23 January 2005

夜II





最近在整庫房、清點、模擬貨櫃。所有東西都搬了出來放在點名場。兵工箱打開來,什麼鬼東西都有。

每天的任務,就是把那些東西,不管看過的,沒看過的,搬來挪去,分類打包。用掉好幾圈寬膠帶。前天夜裡下起雨來。遮蓋的帆布一時找不到,紙箱全吸滿雨水。兩把用睡袋包裹的吉他,兩天後拆開,已有些青綠色的霉。

接了份稿子,寫一位喜歡步行的藝術家,及泛著微光的畫。當兵以來,第一次那麼用力想抽象問題。這一年半載,隨自己高興混日子,很多東西覺得疏遠。幾個禮拜前去藝術家的工作室採訪,像是用彆腳的外星語交談,講到繪畫性三個字,覺得很陌生。

點名場上的東西,有帳的排好,沒帳的想辦法消失。一點都不抽象。天花板原本是個很好藏東西的黑洞,但聽說會派保防官來查,只得連帶清空。結果,又清出幾張年代久遠的軍圖。

每天白天用一些零碎時間,窩在輔仔房間內寫稿。幾張A4紙上塗塗改改,劃掉的句子比留下的多。帶來的畫冊讓我陷入漫長的焦慮,偶爾有弟兄進來,覺得有趣便拿來翻看,最後多是搖搖頭說看不懂。「其實我也不懂,我只是把看不懂的經過寫下來而已」,我大概都是這樣回答。

進度仍非常緩慢。

晚上,到聯合辦公室用電腦。冷氣團南下,氣溫降到11度,雨還在下。一個人坐在電腦前,邊打字邊打哆嗦,靈感很微弱,大概謬斯也因為太冷而懶得來了。

七點半,突然停電。螢幕啾的一聲消失,像被擲入外太空。每天晚上這個時候,只要隔壁連隊的浴室鍋爐一開,電就常跳掉。習慣後,大家總是不斷存檔,等著命運降臨。我在漆黑一片的聯辦內,走來走去,想驅走寒意。許多人跑到門外抽煙打屁。像是考期末考先交了卷那樣。但我的考卷卻還遲遲交不出來,心想大概又要熬夜了。

終於還是連滾帶爬把稿子寫完。回寢室的路上,沒有一絲月光,覺得像在夢遊。想起剛下部隊不久,有時夜裡加班,總是一個人騎著腳踏車來回往返,沿路盡是黑壓壓的樹影,隔了好遠才有一盞路燈。不過在夜裡騎車兜風,還是讓我愉快極了。那種沒人看得見你的自由。

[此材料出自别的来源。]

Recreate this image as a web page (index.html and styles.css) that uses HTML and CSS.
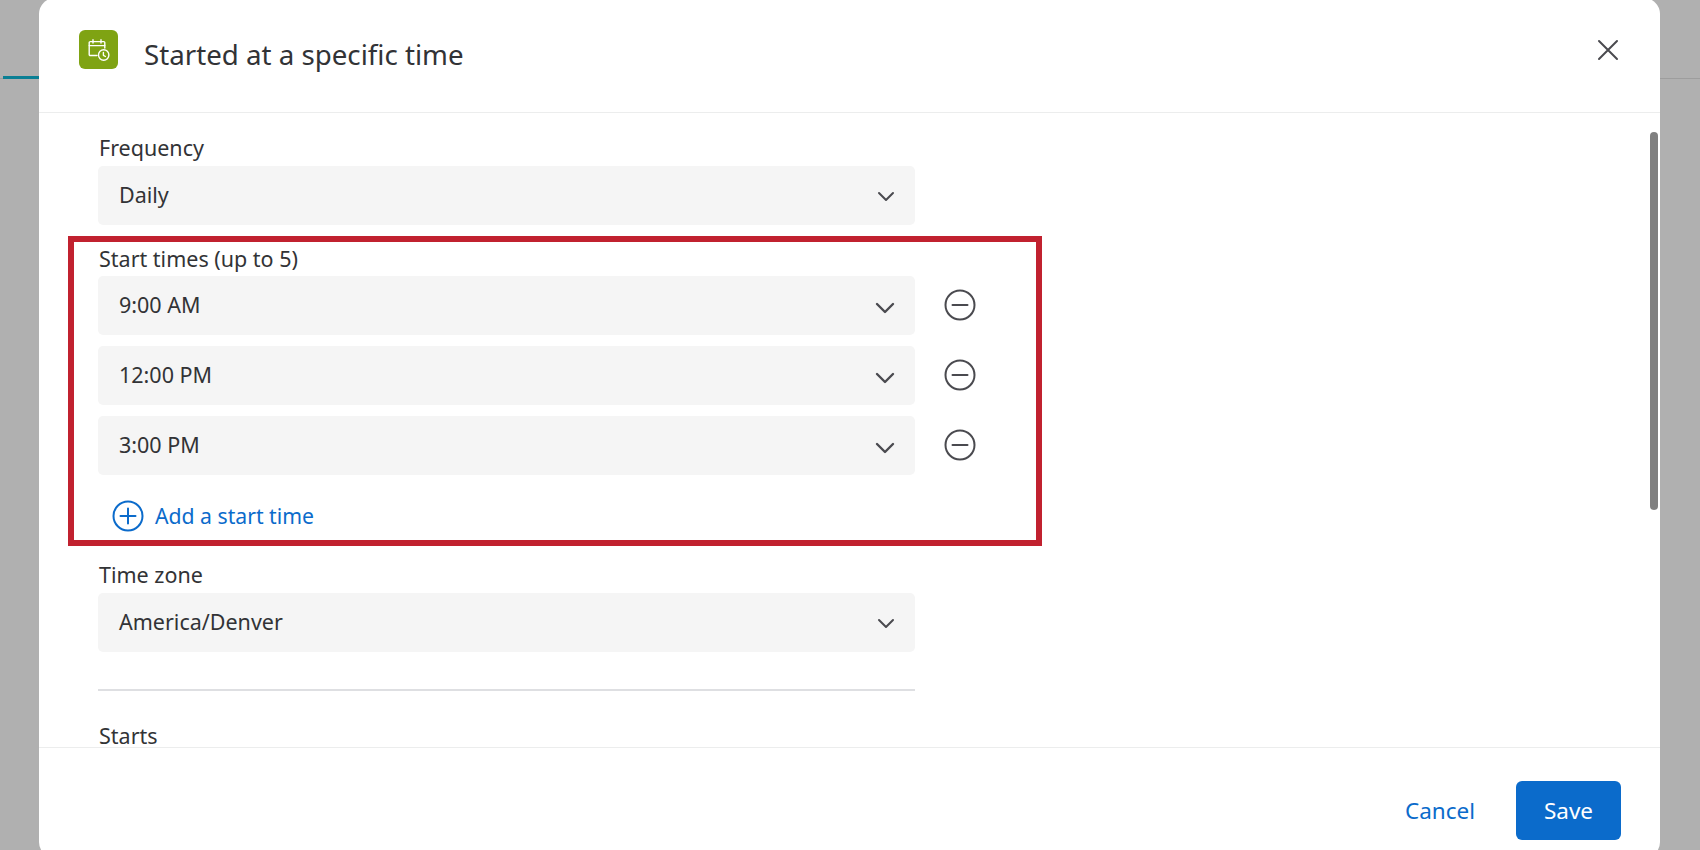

回到連上已是深夜,點名場上的燈還開著,一落落的雜物排成整齊的長方型。大家都睡了。

禮拜五晚上,提早放假,搭便車到水湳國小已快九點,買了票,等回新竹的國光號。雖然是禮拜五晚上,但車上乘客不多。窩在座位裡,把毛帽壓得很低。聽U2《Achtung Baby》,1991年的專輯。我愛極了〈The Fly〉。吉他手The Edge充滿巨大空間感與肌理豐富的吉他音色,標示著樂團在九○年代將他們的搖滾樂加入電氣化色彩的濫觴。充滿有機感,甚至帶點手工藝的味道。像是一列載著科學家、嬉皮與神父的蒸汽火車。

車子沿著交流道旋轉,上了高速公路,車廂內的燈便暗了下來,許多人開始沉沉睡去。不知過了多久,車窗染上厚重的霧氣,我用手背擦出一條弧線。窗外籠罩在黃澄色的光暈中。車子正經過三義。